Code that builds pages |
-----
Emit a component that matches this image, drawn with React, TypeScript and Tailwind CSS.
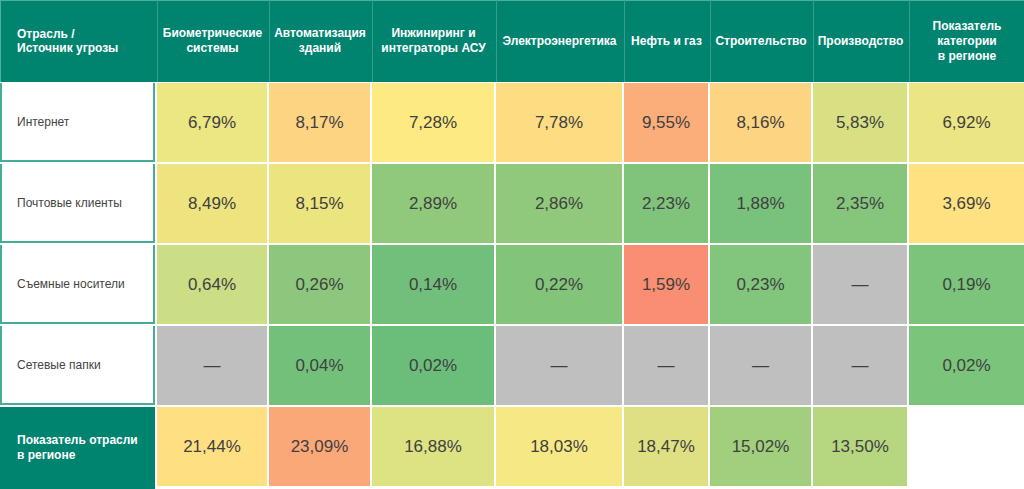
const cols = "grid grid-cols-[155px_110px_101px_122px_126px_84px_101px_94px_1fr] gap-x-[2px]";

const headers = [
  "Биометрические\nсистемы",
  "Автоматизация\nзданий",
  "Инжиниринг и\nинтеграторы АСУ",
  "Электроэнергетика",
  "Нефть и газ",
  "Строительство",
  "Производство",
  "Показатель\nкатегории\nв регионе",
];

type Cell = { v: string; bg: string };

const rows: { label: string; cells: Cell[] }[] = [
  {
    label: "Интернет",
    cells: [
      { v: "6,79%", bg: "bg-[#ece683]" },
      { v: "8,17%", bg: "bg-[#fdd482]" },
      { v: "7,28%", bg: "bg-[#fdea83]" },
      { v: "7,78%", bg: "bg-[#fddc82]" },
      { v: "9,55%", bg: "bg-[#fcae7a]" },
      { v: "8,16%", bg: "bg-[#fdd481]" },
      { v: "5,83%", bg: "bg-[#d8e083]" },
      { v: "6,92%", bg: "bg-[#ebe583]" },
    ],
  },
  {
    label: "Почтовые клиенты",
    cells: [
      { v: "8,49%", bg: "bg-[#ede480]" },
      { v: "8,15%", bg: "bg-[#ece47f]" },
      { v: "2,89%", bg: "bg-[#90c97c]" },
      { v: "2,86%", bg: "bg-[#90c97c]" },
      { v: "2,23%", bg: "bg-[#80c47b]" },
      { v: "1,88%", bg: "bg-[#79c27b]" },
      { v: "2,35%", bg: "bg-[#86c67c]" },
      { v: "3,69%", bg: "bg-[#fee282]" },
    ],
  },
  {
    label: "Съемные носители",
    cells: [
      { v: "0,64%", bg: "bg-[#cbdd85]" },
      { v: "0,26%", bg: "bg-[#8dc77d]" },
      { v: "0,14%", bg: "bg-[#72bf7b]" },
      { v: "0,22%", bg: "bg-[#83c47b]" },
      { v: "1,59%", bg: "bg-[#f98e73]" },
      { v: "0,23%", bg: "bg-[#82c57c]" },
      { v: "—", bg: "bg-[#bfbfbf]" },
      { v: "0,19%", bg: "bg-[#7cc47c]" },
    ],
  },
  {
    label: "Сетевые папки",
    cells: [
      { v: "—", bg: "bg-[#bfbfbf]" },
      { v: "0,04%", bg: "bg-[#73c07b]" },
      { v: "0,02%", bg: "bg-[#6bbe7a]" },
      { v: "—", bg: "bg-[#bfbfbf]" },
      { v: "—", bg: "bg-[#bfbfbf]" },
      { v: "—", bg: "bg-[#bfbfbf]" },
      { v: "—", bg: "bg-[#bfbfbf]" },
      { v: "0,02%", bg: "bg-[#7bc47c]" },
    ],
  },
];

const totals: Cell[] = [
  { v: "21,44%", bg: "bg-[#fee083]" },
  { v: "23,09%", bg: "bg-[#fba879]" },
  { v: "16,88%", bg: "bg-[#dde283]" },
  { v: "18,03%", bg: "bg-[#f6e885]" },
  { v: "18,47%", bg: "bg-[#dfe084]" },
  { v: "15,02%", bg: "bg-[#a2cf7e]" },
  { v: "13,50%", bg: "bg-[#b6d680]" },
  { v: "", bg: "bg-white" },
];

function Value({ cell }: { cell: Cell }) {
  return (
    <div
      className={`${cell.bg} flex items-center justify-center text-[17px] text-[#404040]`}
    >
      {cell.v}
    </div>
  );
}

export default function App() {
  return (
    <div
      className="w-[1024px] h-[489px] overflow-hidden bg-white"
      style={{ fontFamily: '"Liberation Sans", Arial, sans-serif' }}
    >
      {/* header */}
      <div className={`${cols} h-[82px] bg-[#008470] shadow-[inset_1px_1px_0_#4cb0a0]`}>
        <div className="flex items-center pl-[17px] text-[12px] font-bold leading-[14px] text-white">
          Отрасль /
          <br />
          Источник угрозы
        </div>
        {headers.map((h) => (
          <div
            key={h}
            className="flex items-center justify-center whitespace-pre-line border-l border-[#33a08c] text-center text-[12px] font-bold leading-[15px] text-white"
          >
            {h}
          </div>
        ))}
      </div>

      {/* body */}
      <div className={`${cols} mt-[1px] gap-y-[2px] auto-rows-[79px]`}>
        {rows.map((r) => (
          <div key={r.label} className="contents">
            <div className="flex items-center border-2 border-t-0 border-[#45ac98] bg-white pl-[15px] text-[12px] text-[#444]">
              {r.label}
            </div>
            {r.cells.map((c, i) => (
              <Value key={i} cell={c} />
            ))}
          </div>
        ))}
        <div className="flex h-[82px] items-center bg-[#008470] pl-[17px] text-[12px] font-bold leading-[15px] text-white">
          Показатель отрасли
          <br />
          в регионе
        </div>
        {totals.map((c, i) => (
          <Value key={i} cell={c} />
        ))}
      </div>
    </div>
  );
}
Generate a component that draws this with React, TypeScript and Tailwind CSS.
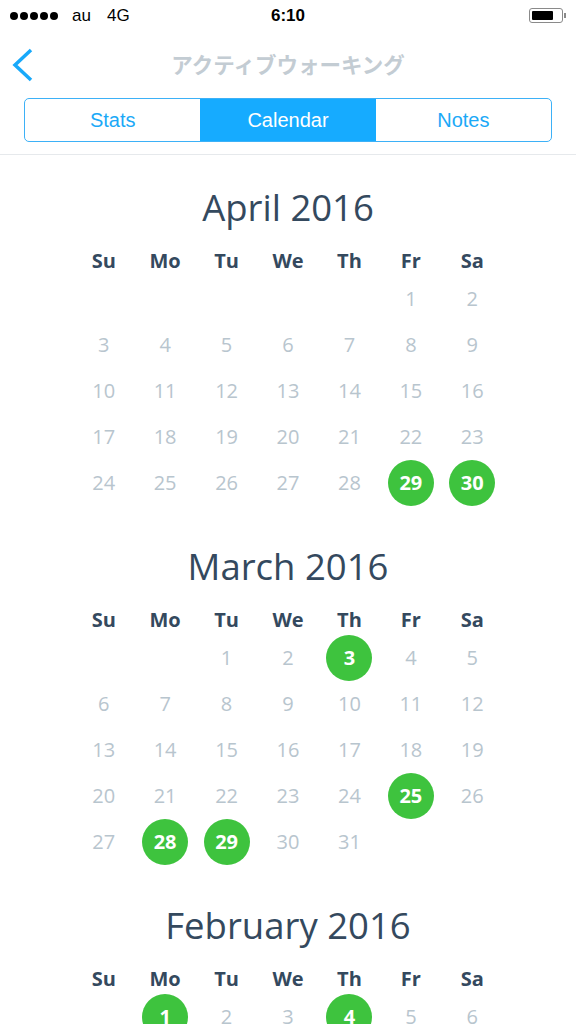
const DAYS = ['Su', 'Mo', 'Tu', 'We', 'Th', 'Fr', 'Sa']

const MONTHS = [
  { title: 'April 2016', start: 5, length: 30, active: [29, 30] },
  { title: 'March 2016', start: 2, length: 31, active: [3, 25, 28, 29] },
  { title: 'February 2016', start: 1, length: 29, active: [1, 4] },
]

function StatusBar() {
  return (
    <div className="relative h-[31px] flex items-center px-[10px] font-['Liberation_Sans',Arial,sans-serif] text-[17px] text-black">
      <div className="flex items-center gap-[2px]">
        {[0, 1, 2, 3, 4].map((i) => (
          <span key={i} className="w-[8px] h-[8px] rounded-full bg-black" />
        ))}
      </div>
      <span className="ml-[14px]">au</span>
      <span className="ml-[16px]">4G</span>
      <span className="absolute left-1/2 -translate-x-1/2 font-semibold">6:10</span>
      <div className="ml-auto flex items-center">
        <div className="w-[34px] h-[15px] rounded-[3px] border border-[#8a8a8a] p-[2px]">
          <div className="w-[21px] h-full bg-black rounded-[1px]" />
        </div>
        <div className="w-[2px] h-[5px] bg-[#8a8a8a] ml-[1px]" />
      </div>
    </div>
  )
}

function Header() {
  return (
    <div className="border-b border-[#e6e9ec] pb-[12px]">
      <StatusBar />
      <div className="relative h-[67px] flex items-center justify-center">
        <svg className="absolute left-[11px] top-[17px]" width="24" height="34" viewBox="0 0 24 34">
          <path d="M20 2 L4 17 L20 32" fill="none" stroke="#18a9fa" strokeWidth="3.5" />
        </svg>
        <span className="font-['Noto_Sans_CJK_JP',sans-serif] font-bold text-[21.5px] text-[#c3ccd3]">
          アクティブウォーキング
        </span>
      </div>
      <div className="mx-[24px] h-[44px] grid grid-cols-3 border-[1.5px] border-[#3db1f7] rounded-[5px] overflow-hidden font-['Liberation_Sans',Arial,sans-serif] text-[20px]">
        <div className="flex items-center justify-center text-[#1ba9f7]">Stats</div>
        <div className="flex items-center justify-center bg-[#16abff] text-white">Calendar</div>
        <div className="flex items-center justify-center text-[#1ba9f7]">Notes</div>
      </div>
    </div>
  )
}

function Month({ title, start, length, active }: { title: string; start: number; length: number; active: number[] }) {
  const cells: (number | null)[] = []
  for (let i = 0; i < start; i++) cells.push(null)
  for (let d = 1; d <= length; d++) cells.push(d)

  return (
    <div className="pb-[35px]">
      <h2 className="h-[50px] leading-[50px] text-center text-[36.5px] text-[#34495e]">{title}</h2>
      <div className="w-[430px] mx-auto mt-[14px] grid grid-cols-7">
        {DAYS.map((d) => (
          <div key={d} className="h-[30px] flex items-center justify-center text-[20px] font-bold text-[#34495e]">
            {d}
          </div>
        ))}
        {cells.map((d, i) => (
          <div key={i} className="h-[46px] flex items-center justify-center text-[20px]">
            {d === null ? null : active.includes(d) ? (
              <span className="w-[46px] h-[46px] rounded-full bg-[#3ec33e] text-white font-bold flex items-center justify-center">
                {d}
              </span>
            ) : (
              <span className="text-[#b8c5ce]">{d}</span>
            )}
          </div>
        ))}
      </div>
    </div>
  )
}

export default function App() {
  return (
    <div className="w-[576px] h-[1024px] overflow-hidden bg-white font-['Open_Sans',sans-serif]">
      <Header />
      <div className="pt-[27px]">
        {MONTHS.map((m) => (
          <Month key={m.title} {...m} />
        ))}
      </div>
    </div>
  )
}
-----
What is required | Quote the records above exactly, from the first line through the line containing "string; bg: string", and leave out the pictures.

Answer to this problem |
Emit a component that matches this image, drawn with React, TypeScript and Tailwind CSS.
const cols = "grid grid-cols-[155px_110px_101px_122px_126px_84px_101px_94px_1fr] gap-x-[2px]";

const headers = [
  "Биометрические\nсистемы",
  "Автоматизация\nзданий",
  "Инжиниринг и\nинтеграторы АСУ",
  "Электроэнергетика",
  "Нефть и газ",
  "Строительство",
  "Производство",
  "Показатель\nкатегории\nв регионе",
];

type Cell = { v: string; bg: string };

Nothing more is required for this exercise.